The following table summarizes differences between snapshoting and serialization for path exploration:

#	Snapshots	Serialization
Saving a state	Taking a snapshot is instantaneous. Once at least one snapshot is taken, a small execution overhead is induced, because the engine starts recording state modifications	Serializing a state takes a lot of time because the entire state is written into a file on the disk
Restoring a state	Restoring a snapshot is usually fast, but the cost is proportional to the number of state modifications that happened since the snapshot to restore. It can thus become significant on large execution traces	Deserializing a state takes a lot of time because the entire state must be loaded from a file on the disk, and all serialized objects must be recreated in dynamic memory
RAM usage	Usage is usually proportional to the number of instructions symbolically executed after a snapshot is taken	No additional RAM is used
Disk usage	No additional disk space is used	Uses the disk to store serialized states.
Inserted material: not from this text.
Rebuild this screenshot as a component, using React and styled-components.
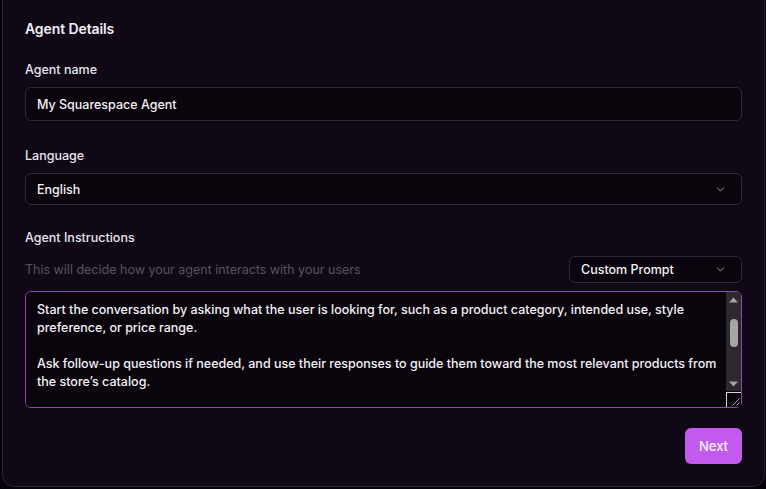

However available disk space is unlikely to become a problem
Parallelism (multiprocess & multithreading)	Not possible	Possible

Given a specific use-case and available resources, the above table should contain enough information to help you choose between snapshot-based or serialization-based exploration.

Following up our introduction to dynamic symbolic execution, this tutorial focused on snapshoting and serialization features, and showed how they can be used to explore multiple possible paths in a program. This opens the door to more advanced binary analysis stuff, and cool applications, which we will cover in next tutorials.